Takumi (Hitoshi Omika) und seine Tochter Hana (Ryo Nishikawa) leben nahe Tokio im Dorf Mizubiki ein Leben im Einklang mit der Natur. Foto: dpa

Ryusuke Hamaguchi hat zuletzt das Oscar-prämierte Werk „Drive my Car“ ins Kino gebracht. „Evil does not exist“ wirkt unscheinbarer, entfaltet aber ungeahnte Sprengkraft.

Höflichkeit und Zurückhaltung gelten als typisch japanische Tugenden. Diese legen auch die Figuren in Ryusuke Hamaguchis bedrohlich stillem Ökothriller „Evil Does not Exist“ an den Tag. Schon der Titel lässt sich als stoisch pazifistische Beschwörungsformel deuten, Menschen bloß nichts Übles zu unterstellen. Dabei hat eine Event-Agentur schlimme Pläne für ein alpin gelegenes Dorf in der Peripherie Tokios, das Hamaguchi in den ersten Minuten seines Films schwelgerisch anhand einer beeindruckend komponierten Geräuschkulisse als Naturparadies in Szene setzt. Um sich am Erholungsbedürfnis gestresster Großstädter zu bereichern, entwickelt die Firma ein sogenanntes Glamping-Konzept für ein Waldareal nahe dem Dorf, das den Glamour und Luxus gehobener Touristik mit der Ursprünglichkeit des Campings verbindet. Dem naturverbundenen Witwer Takumi (Hitoshi Omika) und den anderen Dorfbewohnern gehen die Pläne gegen den Strich, als bei der Projektvorstellung herauskommt, dass die Glamping-Anlage die örtliche Wasserversorgung verseuchen wird. Trotzdem kommt es nicht zur offen aggressiven Konfrontation zwischen Firmenbotschaftern und der Dorfgemeinschaft. Die beiden Repräsentanten der Firma erkennen in Takumi die Schlüsselfigur, um die anderen für das Glamping zu gewinnen. Zwischen den dreien entsteht fast eine Art Freundschaft, bis Takumis Tochter Hana (Ryu Nishikawa) verschwindet.
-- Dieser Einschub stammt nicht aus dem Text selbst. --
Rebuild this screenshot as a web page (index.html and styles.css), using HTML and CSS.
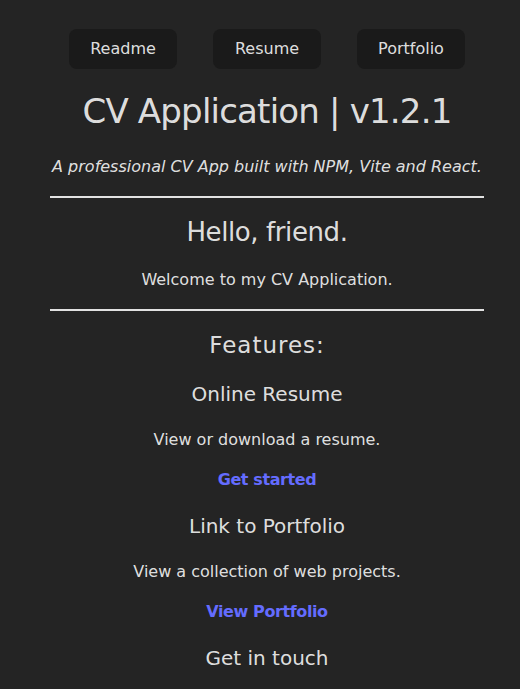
FILE: index.html
```html
<!DOCTYPE html>
<html>
<head>
    <meta charset="UTF-8">
    <meta name="viewport" content="width=device-width, initial-scale=1">
    <title>CV Application</title>
    <link rel="stylesheet" href="styles.css">
</head>
<body>
    <div id="app">
        <nav class="nav">
            <button class="nav-btn">Readme</button>
            <button class="nav-btn">Resume</button>
            <button class="nav-btn">Portfolio</button>
        </nav>
        <h1 class="title">CV Application | v1.2.1</h1>
        <p class="tagline">A professional CV App built with NPM, Vite and React.</p>
        <hr class="rule">
        <section class="intro">
            <h2 class="intro-title">Hello, friend.</h2>
            <p class="text">Welcome to my CV Application.</p>
        </section>
        <hr class="rule">
        <section class="features">
            <h2 class="features-title">Features:</h2>
            <h3 class="feature-name">Online Resume</h3>
            <p class="text">View or download a resume.</p>
            <a class="feature-link" href="#">Get started</a>
            <h3 class="feature-name">Link to Portfolio</h3>
            <p class="text">View a collection of web projects.</p>
            <a class="feature-link" href="#">View Portfolio</a>
            <h3 class="feature-name">Get in touch</h3>
        </section>
    </div>
</body>
</html>
```

FILE: styles.css
```css
body {
    margin: 0;
    background-color: #242424;
    color: rgba(255, 255, 255, 0.87);
    font-family: "DejaVu Sans", "Open Sans", sans-serif;
    font-size: 16px;
}
#app {
    width: 434px;
    margin-left: 50px;
    padding-top: 29px;
    text-align: center;
}
.nav {
    display: flex;
    justify-content: center;
    gap: 36px;
}
.nav-btn {
    width: 108px;
    padding: 9px 0;
    border: 1px solid transparent;
    border-radius: 8px;
    background-color: #1a1a1a;
    color: rgba(255, 255, 255, 0.87);
    font-family: inherit;
    font-size: 16px;
    line-height: 20px;
    cursor: pointer;
}
.title {
    margin: 22px 0 0;
    font-size: 34px;
    font-weight: 400;
    line-height: 40px;
    letter-spacing: -0.8px;
}
.tagline {
    margin: 24px 0 0;
    font-style: italic;
    line-height: 24px;
}
.rule {
    margin: 17px 0 0;
    border: none;
    border-top: 2px solid rgba(255, 255, 255, 0.87);
}
.intro-title {
    margin: 18px 0 0;
    font-size: 26px;
    font-weight: 400;
    line-height: 32px;
    letter-spacing: -0.4px;
}
.text {
    margin: 20px 0 0;
    line-height: 24px;
}
.features-title {
    margin: 19px 0 0;
    font-size: 23px;
    font-weight: 400;
    line-height: 30px;
    letter-spacing: 1px;
}
.feature-name {
    margin: 20px 0 0;
    font-size: 20px;
    font-weight: 400;
    line-height: 28px;
}
.feature-link {
    display: block;
    margin-top: 16px;
    color: #646cff;
    font-weight: 700;
    line-height: 24px;
    letter-spacing: -0.4px;
    text-decoration: none;
}
```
Ryusuke Hamaguchi verwendet den größten Teil seiner Erzählzeit, um die Menschen zu beschreiben, die hier aufeinandertreffen. Dabei konfrontiert er durchaus plakativ zwei Welten: die von Geld, Stress und beruflicher Abhängigkeit korrumpierten Firmenbotschafter, die sich allerdings von Takumi von der ursprünglichen Lebensweise auf dem Land überzeugen lassen, und die Dorfgemeinschaft mit dem alleinerziehenden Takumi als zentralem Ruhepol, der nach der Devise „von der Hand in den Mund“ lebt, ohne sich allzu viel aus den Annehmlichkeiten der Großstadt zu machen. Hamaguchi, der zuletzt mit dem Drama „Drive my Car“ 2022 unter anderem den Oscar für den besten ausländischen Film erhielt, erzählt fast nervenzerfetzend gelassen von einer drohenden, menschengemachten Katastrophe. Dass der fragile Frieden jederzeit kippen könnte, lässt den scheinbar gemächlich dahinplätschernden Film mit seinen teils alltäglichen, teils idealisiert überhöhten Aufnahmen vom Leben in der Natur subtil bedrohlich erscheinen. Wenn Takumi den beiden Großstädtern das Holzhacken erklärt, ersehnt man fast, er möge den Konflikt mit der Axt beenden. Doch so leicht macht es sich Hamaguchi nicht, auch wenn sich die Gewalt dann doch noch ihren Weg in die Geschichte bahnt – und die unvorhersehbare Schlusspointe schlägt ein wie eine Bombe.

Evil Does not Exist. Japan 2023. Regie: Ryusuke Hamaguchi. Mit Hitoshi Omika, Ryu Nishikawa. 106 Minuten. Ab 12 Jahren.